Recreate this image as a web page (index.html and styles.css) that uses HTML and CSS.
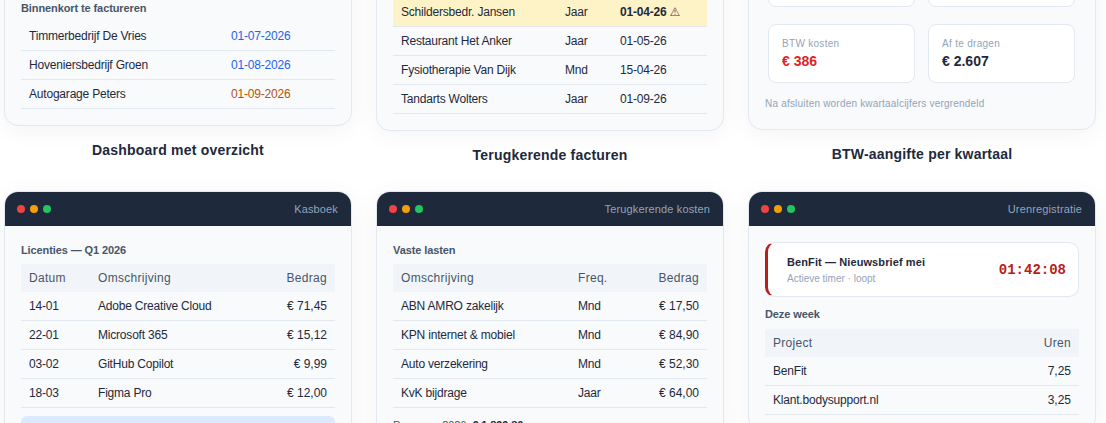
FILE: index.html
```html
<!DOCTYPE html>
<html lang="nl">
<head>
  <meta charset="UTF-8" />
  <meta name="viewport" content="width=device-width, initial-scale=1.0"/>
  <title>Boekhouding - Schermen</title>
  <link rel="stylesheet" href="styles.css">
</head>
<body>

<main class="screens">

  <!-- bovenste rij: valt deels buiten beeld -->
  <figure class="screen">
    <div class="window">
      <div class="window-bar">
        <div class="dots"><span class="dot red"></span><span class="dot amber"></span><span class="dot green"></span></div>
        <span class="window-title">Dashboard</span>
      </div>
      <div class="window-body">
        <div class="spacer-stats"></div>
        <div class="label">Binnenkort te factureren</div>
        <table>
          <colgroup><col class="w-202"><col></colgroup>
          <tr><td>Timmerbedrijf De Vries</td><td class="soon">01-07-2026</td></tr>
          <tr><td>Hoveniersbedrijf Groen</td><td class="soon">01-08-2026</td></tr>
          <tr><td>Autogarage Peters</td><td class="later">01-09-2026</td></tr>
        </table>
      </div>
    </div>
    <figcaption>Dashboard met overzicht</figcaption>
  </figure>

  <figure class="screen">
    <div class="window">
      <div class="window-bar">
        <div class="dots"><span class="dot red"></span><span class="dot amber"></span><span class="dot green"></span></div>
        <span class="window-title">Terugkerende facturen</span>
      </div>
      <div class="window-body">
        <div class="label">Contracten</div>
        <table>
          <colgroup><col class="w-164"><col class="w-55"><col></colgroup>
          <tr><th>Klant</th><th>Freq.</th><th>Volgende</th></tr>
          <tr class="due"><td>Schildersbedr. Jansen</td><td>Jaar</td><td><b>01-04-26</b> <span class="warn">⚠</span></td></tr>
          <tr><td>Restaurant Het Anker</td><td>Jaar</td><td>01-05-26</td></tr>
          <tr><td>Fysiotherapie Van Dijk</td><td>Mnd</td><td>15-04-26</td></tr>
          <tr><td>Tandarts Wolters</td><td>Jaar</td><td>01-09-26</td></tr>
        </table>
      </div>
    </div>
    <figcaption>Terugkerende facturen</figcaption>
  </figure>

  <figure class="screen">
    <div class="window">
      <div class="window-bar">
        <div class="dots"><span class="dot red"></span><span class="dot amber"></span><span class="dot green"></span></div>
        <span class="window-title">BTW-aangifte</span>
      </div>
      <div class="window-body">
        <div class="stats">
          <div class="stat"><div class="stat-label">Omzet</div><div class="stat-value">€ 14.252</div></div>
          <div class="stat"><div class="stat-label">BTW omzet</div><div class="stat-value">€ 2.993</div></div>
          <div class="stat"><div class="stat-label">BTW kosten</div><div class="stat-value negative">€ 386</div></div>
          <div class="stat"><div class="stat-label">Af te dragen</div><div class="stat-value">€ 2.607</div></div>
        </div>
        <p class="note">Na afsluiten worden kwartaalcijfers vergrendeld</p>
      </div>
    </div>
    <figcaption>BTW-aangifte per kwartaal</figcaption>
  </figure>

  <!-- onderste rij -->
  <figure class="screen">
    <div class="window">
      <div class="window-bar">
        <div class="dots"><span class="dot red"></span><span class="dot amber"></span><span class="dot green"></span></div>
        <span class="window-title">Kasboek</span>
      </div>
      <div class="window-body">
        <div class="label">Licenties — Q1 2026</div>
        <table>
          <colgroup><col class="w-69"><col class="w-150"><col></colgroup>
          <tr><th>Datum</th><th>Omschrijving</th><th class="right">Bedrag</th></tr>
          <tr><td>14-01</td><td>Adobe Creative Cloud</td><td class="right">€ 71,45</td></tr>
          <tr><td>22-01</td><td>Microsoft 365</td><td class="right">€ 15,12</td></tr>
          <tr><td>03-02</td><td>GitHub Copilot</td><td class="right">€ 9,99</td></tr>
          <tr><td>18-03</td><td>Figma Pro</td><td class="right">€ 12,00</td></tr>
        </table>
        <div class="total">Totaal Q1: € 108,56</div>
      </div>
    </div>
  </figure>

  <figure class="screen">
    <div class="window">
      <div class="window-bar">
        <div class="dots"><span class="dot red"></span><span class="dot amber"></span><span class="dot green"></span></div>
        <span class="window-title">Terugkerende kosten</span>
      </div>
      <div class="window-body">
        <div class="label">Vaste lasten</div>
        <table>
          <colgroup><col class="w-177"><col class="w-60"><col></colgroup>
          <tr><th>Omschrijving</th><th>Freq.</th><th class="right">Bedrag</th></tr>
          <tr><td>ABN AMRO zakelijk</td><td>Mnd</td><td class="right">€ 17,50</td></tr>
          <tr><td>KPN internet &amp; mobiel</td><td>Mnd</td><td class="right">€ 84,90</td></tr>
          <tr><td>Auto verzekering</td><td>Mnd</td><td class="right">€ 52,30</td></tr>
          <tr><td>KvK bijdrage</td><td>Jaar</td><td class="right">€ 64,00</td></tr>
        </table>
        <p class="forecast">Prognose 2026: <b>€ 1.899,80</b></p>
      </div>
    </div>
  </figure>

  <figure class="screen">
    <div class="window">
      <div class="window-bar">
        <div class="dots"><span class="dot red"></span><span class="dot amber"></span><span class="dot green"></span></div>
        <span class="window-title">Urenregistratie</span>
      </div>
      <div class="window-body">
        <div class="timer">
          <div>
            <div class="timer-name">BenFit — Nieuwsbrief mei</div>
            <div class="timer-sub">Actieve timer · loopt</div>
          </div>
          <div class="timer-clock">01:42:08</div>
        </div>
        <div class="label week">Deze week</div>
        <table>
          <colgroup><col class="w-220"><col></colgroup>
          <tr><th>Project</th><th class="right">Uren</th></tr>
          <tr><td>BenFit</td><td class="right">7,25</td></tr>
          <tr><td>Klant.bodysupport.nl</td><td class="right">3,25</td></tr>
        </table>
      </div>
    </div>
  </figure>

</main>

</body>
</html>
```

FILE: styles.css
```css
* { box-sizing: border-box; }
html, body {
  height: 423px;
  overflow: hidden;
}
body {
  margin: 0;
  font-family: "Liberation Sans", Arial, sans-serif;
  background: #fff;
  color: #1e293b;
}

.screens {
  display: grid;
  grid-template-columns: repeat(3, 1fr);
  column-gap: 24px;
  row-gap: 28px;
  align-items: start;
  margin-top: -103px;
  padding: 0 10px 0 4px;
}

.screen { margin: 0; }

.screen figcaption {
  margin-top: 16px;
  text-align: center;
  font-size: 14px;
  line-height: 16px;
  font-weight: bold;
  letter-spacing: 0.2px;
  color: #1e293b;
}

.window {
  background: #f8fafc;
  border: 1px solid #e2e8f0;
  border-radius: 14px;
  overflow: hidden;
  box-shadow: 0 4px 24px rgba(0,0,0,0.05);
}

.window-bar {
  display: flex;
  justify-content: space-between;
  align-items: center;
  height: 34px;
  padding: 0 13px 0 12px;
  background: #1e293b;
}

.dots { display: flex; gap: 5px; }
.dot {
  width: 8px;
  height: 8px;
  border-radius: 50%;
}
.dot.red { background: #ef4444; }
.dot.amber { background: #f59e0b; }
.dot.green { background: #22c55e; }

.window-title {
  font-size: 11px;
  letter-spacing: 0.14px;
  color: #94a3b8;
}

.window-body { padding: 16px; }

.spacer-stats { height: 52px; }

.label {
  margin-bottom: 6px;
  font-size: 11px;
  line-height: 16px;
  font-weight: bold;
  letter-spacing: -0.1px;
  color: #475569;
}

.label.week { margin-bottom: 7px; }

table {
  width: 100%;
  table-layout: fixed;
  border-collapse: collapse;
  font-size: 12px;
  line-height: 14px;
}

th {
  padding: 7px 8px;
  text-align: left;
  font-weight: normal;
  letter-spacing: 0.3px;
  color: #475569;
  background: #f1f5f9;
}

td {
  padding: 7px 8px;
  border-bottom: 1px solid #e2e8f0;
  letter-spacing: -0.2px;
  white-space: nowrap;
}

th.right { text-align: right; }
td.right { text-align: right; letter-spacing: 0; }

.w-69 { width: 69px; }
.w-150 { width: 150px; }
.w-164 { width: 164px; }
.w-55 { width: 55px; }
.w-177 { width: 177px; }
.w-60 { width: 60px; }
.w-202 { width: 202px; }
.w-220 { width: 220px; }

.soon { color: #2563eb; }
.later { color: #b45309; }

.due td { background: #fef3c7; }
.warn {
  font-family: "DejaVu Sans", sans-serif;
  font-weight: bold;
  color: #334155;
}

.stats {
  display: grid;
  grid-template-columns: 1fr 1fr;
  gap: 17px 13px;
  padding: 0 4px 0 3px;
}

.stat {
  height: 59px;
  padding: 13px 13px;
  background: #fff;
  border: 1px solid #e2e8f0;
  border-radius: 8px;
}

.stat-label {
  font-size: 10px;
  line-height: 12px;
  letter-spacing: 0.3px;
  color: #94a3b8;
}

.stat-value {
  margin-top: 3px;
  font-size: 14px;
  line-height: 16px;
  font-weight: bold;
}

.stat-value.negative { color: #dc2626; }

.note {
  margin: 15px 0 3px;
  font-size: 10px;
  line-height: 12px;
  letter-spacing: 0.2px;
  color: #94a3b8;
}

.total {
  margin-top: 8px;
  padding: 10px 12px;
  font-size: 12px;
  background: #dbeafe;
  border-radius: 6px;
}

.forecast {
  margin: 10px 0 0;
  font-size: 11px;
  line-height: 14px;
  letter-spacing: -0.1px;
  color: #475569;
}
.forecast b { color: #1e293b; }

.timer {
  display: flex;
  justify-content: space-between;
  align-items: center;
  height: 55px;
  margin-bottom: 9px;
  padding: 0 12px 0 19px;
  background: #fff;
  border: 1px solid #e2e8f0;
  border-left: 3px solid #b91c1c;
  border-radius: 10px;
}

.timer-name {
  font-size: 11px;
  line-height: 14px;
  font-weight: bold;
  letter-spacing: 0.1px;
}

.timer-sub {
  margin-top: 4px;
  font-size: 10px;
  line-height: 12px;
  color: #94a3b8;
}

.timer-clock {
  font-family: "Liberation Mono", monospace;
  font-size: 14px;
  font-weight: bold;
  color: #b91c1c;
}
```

= = =

Search the lines above for the string "index" and copy each line that has it.

• _WRITTEN RESPONSE_
Recreate this image as a web page (index.html and styles.css) that uses HTML and CSS.
FILE: index.html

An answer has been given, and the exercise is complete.